Among historians and anthropogeographers it is a much used commonplace that the northern peoples always appear as conquerors who subjugate the southern peoples, and that they are always the founders of states in their particular climatic zones. The Germans overthrew the Roman Empire, the Northern Frenchmen founded the French state, the Northern Spaniards the Spanish, the Northern Italians, the Italian state, and the North Germans united Germany. It is natural, therefore, that this commonplace should be applied also in Eastern Europe. The “Northern” Russians have, by the natural necessity of [[239]]history, “united” the “southern” Russians. The same explanation should be accepted as a necessity by the Ukrainians, and nothing should be done to resist this condition!
In reality this commonplace, like so many others, is false. The Ukrainians, as we have already observed, possess no such characteristics, as opposed to the Russians, as a southern race possesses with regard to a northern neighbor. To be sure, the Russian state now dominates the Ukraine. But the present Russian state is, after all, only a branch of the ancient Ukrainian Kingdom of Kiev. The ancient Ukrainian Kingdom subjugated the present Russian territory, organized it as a state, even partly colonized it, and gave it a ruling dynasty. The ancient Ukrainian state tradition was usurped by the Muscovite states, and gave them all the prestige which the Muscovite possesses.
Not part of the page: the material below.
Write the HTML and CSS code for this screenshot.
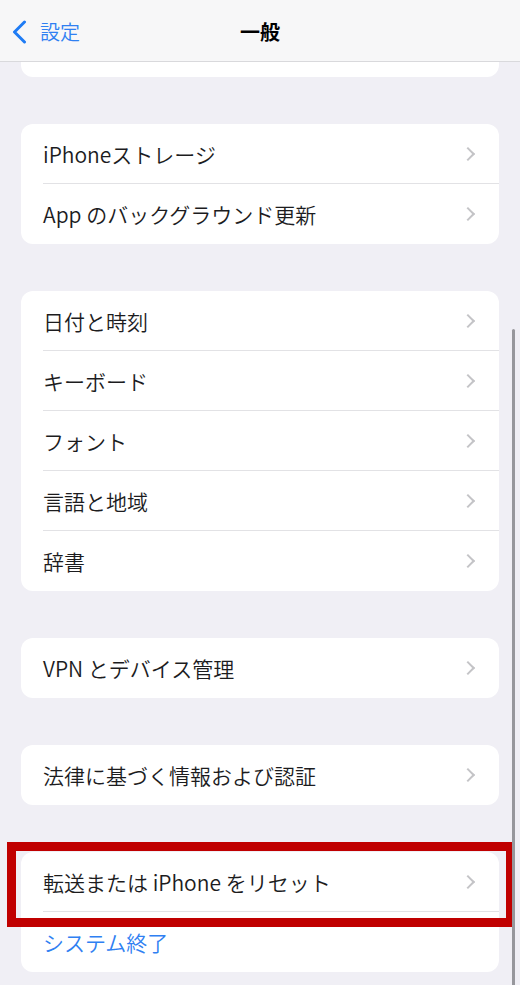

It was only the Tatar invasion that entirely held up the political development of the Ukraine, and, at the same time, favored the development of the Muscovite Empire. Only the Tatar invasion brought Moscow the supremacy over the Ukraine which Russia still enjoys. It was a foreign conquest, which has nothing to do with climatic influences. The very name of Russia only came into use in the time of Peter the Great!
From this survey of climatic influences, it appears, unequivocally, that the Ukrainians cannot be classed with the so-called southern peoples. The Ukrainians have all the characteristics of the races of the North Temperate Zone, who are the representatives of the European culture of today. The growth of national consciousness and of culture will, without a doubt, raise the Ukrainians to the standard of the European family of cultured nations. The nature of the country has, by means of its influences, given them all the necessary prerequisites.
The significance of the flora and fauna, for a lowland [[240]]people like the Ukrainians, should be considered very great. From the physico-geographical description of the Ukraine, everyone will observe that the Ukraine may be naturally divided into two main parts, the forest country and the steppe country. The mountain formations take up only a comparatively small part of our territory.